Until the GOP drops the religious right, its gone.

The GOP doesn't have to drop the religious right, they just need to stop putting so much emphasis on social issues and governing by hostage crisis.

George HW Bush was a pragmatic conservative who won the last GOP landslide and carried much of the Northeast by convincing margins. That's what the Republican Party has to return to: pragmatic conservativism. We don't have to drop the Religious Right or become the Democratic Party. Just stop being ing insane about everything.

Winning elections and being conservative are not mutually exclusive.

That was also at a time of important electoral flux as it was the GOP's last romp in New England. His victories there probably had more to do with image, the economy, and tradition rather than his political stances, seeing how right he veered in order to make sure he had the nomination lined up for him in '88.

Remember that after the 1990s, "law and order" more or less disappeared as a significant electoral issue. For most of the mid- and late-20th century, Republicans had that advantage. People were worried about violent crime and domestic unrest. You had protests in the '60s, all those people trying to assassinate Gerald Ford in the '70s, the crack epidemic in the '80s. The Rodney King riots in 1992. Bill Clinton and the Democrats more or less had to play on Republican turf to win in the '90s by going on about school uniforms and having Tipper Gore talk about banning violent video games and whatever else was going on.

That's not an issue anymore. Not even uptight suburban moms are worried about being "tough on crime." Even conservatives have come around to the idea that simply throwing the book at people for minute infractions might not be the best strategy. Scaling back criminal sentencing and drug laws dovetails perfectly between social liberals who want a more lenient approach to drug use and who are concerned about high incarceration rates among minorities, and fiscal conservatives who finally realized that prisons are really expensive to run.

New Hampshire is the only true swing state in New England.  New England has some GOP left at the local and state levels, but they have spit the bit as far as the national GOP is concerned. 

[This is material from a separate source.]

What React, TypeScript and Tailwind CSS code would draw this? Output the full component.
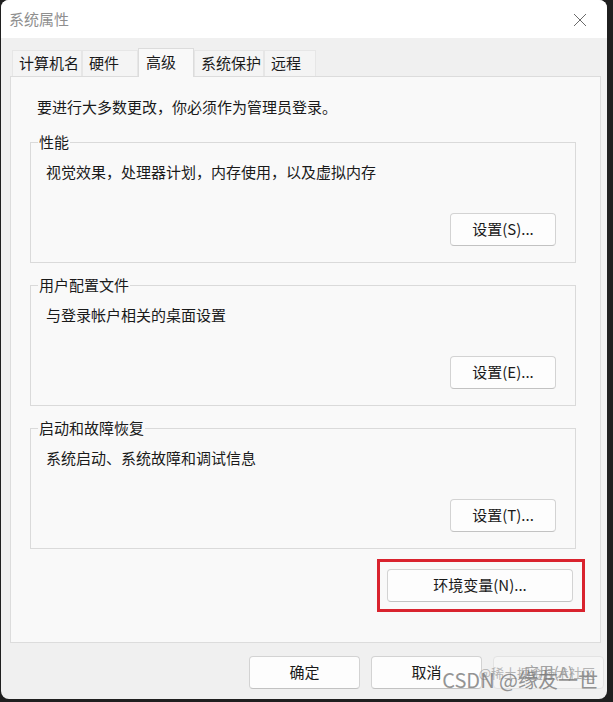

One reason for this is that New England has always been one of our most pacifist regions.  New England Republicans were always rather dovish on Vietnam; it was Sen. George Aiken (R-VT) whose suggestion for Vietnam was for the US to declare victory and get out.  At the time of the Civil War, abolitionist New England did not want war; they viewed the South's leaving the Union as "purifying" the country.  "Let The Erring Sisters Go!" was the front page headline in William Lloyd Garrison's newspaper when South Carolina seceded.  Conversely, the South has long been the most pro-war, pro-military region and has a disproportionate number of military installations located there.

The 1992 GOP convention had a profound effect on moderate Republicans.  They listened to Pat Buchanan talk about a "culture war", and that culture was, in no small part, an INTRA-party struggle.  There was always a concern about the religious right among New England Republicans, but Buchanan's speech was to New England Republicans what Hubert Humphrey's Civil Rights proposals in 1948 were to Deep South Democrats.  In both cases, it was never the same afterward.